Required task → Where a line holds the string "styles", return that line.

Entries with page source code →
________________________________________

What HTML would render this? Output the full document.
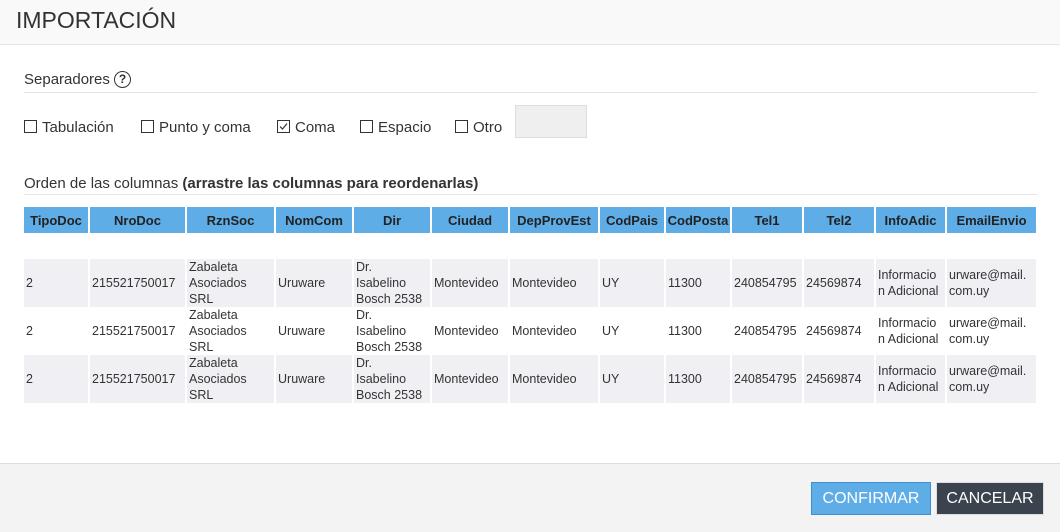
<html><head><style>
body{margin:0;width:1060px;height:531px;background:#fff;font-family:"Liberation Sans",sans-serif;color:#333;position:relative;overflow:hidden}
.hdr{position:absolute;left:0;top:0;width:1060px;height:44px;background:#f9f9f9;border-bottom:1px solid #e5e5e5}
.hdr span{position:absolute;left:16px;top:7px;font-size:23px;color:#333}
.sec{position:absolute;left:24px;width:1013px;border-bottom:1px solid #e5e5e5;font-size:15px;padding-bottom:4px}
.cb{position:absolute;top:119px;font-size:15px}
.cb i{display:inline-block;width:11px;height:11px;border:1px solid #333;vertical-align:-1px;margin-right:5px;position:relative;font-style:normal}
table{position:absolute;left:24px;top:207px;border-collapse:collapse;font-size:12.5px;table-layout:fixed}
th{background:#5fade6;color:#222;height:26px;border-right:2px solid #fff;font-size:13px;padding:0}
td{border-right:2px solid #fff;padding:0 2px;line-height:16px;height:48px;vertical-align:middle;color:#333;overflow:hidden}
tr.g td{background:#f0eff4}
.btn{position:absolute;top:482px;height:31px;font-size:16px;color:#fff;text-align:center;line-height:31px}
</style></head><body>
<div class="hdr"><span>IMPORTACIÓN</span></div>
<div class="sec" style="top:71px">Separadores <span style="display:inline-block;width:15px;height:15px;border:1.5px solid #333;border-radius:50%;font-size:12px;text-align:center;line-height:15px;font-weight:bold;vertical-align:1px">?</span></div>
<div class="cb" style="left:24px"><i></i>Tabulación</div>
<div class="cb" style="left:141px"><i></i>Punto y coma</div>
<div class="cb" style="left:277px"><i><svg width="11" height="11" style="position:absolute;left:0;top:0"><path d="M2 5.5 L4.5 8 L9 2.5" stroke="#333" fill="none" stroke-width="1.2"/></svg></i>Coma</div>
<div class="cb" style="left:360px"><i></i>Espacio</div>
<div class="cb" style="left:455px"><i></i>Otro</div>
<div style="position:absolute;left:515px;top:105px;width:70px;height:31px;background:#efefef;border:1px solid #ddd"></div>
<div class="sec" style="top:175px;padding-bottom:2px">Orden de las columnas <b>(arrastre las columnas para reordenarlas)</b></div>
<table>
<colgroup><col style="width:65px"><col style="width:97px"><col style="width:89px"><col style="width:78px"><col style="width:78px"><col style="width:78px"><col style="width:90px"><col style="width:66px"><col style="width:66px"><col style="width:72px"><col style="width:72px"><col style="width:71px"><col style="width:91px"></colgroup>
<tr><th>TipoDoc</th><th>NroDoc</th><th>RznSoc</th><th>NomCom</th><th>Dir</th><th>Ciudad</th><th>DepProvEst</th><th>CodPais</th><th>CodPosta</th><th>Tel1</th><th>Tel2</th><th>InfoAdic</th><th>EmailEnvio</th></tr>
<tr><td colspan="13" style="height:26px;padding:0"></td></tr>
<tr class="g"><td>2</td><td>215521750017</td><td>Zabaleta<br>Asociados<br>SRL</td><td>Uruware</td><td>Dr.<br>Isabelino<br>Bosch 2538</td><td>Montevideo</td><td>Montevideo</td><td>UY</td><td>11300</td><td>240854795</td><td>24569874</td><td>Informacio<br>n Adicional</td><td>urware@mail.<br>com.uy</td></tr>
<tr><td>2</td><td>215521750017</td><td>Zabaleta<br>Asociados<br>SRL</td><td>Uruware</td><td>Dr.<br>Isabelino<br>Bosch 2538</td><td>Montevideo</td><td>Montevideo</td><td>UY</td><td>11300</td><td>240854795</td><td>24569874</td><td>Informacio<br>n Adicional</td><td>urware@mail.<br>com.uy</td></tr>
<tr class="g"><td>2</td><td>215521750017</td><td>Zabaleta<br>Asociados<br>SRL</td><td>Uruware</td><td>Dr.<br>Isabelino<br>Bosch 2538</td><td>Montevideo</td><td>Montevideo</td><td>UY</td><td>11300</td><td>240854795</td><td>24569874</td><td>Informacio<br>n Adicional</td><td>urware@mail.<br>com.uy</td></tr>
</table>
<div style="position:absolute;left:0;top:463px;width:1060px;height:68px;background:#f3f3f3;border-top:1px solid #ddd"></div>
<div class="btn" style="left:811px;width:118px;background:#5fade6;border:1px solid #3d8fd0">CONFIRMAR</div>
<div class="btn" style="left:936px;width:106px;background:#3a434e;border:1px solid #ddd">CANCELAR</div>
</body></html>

________________________________________

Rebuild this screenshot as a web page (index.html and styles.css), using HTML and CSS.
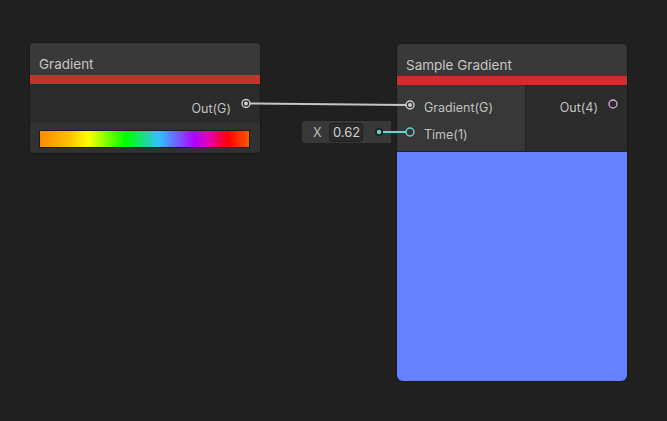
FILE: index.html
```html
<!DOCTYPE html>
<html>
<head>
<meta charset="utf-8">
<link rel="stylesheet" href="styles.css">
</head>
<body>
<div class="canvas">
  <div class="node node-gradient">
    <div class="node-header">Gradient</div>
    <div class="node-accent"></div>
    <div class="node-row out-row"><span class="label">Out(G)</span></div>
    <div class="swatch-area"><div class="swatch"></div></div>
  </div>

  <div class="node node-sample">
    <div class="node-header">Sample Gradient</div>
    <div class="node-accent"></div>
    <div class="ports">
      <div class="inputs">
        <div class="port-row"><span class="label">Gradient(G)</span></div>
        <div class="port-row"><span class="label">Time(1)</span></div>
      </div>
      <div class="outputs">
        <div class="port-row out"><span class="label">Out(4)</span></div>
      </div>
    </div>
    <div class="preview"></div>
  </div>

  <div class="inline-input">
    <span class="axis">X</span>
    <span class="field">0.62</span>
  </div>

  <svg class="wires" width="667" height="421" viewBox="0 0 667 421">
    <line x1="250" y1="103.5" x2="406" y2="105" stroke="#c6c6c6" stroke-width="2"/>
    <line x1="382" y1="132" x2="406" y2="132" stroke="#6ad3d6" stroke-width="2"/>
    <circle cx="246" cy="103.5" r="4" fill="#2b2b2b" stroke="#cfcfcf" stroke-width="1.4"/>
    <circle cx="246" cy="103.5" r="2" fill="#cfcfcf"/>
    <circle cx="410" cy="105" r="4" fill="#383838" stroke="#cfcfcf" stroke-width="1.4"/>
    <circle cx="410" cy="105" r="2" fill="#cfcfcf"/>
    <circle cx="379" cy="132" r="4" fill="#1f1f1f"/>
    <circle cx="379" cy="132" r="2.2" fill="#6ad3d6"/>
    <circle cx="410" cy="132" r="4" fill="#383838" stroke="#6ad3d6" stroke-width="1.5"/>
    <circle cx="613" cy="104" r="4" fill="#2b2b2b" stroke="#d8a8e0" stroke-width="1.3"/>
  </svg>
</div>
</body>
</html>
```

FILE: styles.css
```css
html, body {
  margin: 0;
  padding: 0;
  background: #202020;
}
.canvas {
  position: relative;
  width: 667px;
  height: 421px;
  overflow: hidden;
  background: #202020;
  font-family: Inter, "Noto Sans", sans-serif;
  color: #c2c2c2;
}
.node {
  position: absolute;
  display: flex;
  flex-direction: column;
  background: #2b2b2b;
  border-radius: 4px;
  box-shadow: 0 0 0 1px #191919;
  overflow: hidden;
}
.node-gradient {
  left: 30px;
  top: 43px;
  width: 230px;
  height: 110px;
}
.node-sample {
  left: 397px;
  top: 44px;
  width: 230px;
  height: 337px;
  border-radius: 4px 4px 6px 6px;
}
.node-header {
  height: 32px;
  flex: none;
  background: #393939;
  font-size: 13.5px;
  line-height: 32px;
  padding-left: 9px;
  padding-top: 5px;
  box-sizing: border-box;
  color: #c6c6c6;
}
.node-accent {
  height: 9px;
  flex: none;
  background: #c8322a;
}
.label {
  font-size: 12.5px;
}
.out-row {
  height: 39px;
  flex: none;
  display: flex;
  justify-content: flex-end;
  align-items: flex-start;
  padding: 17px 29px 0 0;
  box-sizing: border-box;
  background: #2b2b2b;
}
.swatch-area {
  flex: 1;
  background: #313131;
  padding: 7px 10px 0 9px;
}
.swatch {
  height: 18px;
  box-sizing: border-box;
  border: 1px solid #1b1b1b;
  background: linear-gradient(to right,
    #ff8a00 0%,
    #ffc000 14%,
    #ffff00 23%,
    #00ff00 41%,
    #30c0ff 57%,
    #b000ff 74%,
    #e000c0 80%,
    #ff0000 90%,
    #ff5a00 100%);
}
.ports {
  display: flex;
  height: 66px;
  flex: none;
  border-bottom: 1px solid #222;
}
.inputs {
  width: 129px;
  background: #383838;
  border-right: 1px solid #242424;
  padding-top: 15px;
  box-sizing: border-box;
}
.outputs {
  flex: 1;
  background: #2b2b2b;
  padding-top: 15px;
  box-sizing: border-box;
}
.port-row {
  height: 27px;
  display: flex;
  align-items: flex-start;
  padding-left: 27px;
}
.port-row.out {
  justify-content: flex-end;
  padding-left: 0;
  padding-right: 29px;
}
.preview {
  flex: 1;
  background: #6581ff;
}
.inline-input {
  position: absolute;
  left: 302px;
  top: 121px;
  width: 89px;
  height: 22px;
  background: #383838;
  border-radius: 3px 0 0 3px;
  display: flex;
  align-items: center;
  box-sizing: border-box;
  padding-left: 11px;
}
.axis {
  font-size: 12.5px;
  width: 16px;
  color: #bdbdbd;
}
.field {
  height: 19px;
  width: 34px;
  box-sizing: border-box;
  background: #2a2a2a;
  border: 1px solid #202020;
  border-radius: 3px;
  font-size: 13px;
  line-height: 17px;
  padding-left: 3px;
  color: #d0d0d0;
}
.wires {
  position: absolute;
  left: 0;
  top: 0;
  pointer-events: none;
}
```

________________________________________

Answer to the problem →
Rebuild this screenshot as a web page (index.html and styles.css), using HTML and CSS.
<link rel="stylesheet" href="styles.css">
FILE: styles.css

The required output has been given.